Owning a Toy Poodle

As an owner or pack leader of a Toy Poodle called Ralph, I may be a little biased but I will try to stick to the facts of owning Toy Poodles here.
The Toy Poodle is part of the group of dogs called Utility, which means it was bred for a purpose. In their case the purpose was to herd and to lead their owners, mainly through water. Hence, the name Poodle which comes from the German word Pudel which means to “splash or puddle.” It’s coat was sheared to help with swimming.
The French adopted the Poodle as a companion for trendy ladies helping the French aristocracy to favour it, which in turn helped it become France’s national dog. We can see how stylish and trendy, even celebrity ladies still favour it today. The first thing many think of when picturing a Toy poodle is the dog’s characteristic clip, favoured by the Kennel Club. But they don’t have to be cut this way and I as an owner prefer the “I’m a dog not a handbag accessory” cut.
The Standard Poodle was the original size but over time the Poodle was successfully bred to be smaller creating both the Toy and Miniature Poodle.
Breed Group: UtilityDogs (UK) Companion dogs (USA)
Height: Up to 10 inches, measured up to shoulder
Weight: 6 to 9 pounds
Lifespan: 12 to 14 years


As a Utility breed the Poodle’s body is a reflection of its athletic background. This square-proportioned dog has an elegant appearance and a proud carriage. It moves with springy, light strides.
Its coat is dense and curly, surprisingly soft to the touch. The Toy Poodle’s conventional clips (or hairstyles) originally served to insulate and protect the dog’s chest and joints. But it is your dog and however you wish to have his hair cut is up to you.
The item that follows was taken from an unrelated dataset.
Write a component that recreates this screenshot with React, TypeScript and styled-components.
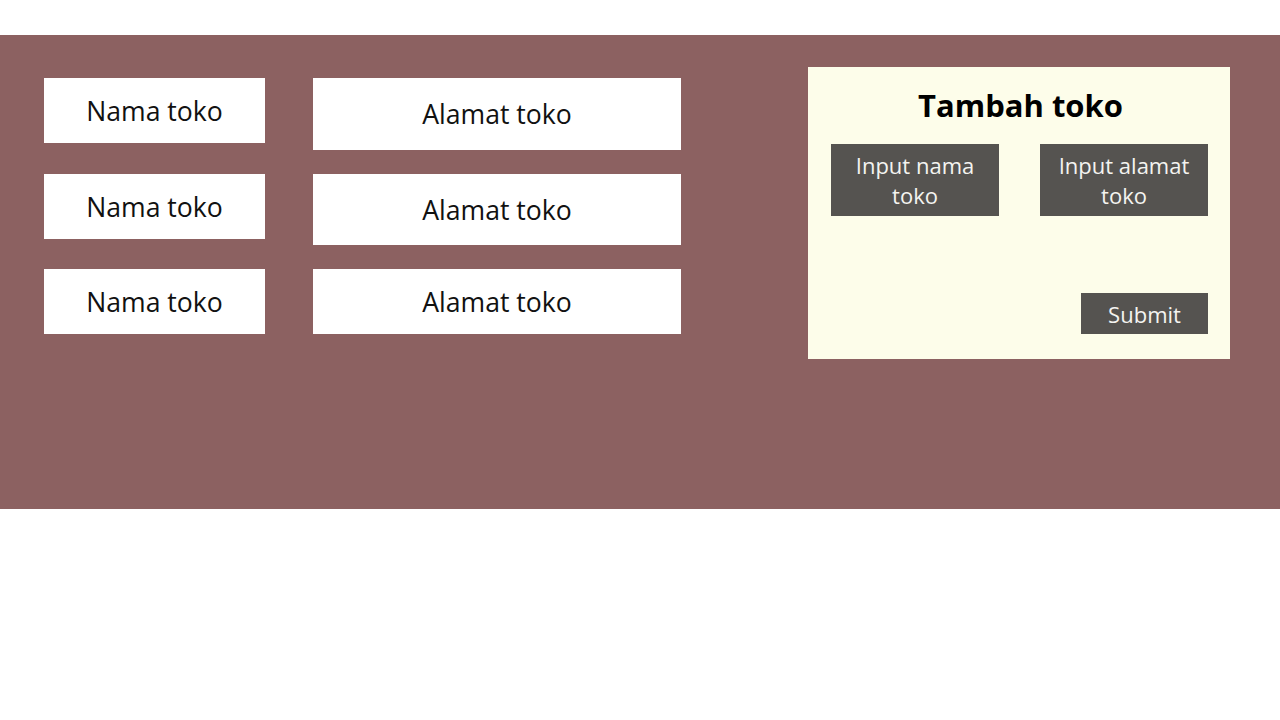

This breed is very dedicated to its family. Some dogs can be shy in front of strangers and some may bark too much. But these characteristics can be re trained through socialisation. As an owner I can say that Ralph thinks everyone should say hello to him and whilst I have had some funny moments with him barking to warn me of perceived dangers, it is kept to a minimum and he certainly doesn’t bark every time someone knocks at the door. He also does not join in with the neighborhood dog cacophony that sometimes occurs. He is more likely look at me as if to say “what is their problem?”
They love being around their pack leader and can suffer from loneliness and separation anxiety if left alone too much. Ralph does fit into this pattern and got quite distressed when I went to go out without him in the early days but with short trips out he gradually got used to it. But is still also over pleased to see me when I come home.


The Toy Poodle is not meant for outdoor living, but loves the great outdoors as much as any dog. I have read that the Toy Poodle is good for apartment living. Well it better be a big apartment as even from a pup, Ralph let everyone know that he has energy to use by charging from one end of the house to the other, passing through several rooms and do the same over and over. He loves the garden, playing ball or plant pots or any water bottles he can find.
This is not to say he’s always on the move, a half hour walk, morning and night, with some play around lunchtime is enough to wear him out.
The Toy Poodles coat requires it to be brushed on alternate days. When hair sheds, it does not fall off easily, but can get tangled, causing matting. Clipping is recommended four times annually.
Personally I take Ralph to the groomers every 6 to 8 weeks where he gets a good wash and blow dry. Nails clipped, ears cleaned and cut to my specifications. I don’t need to brush him as me running my fingers through his coat whilst petting him does the job. However, I did groom him regularly as a small pup, just to get him used to being groomed when needs be.
Poodles also have the advantage of being the lightest-shedding and therefore the most hypoallergenic of all the coated breeds of dog.


2 thoughts on “Owning a Toy Poodle

  1. Wonderful piece. I have really learned a lot from this. Very thorough and understandable. I never knew poodles have such a history. Very interesting.

    • Thank you for your comments Huzaifa. Poodles are greatly misunderstood and their image we see in the media does not do them justice.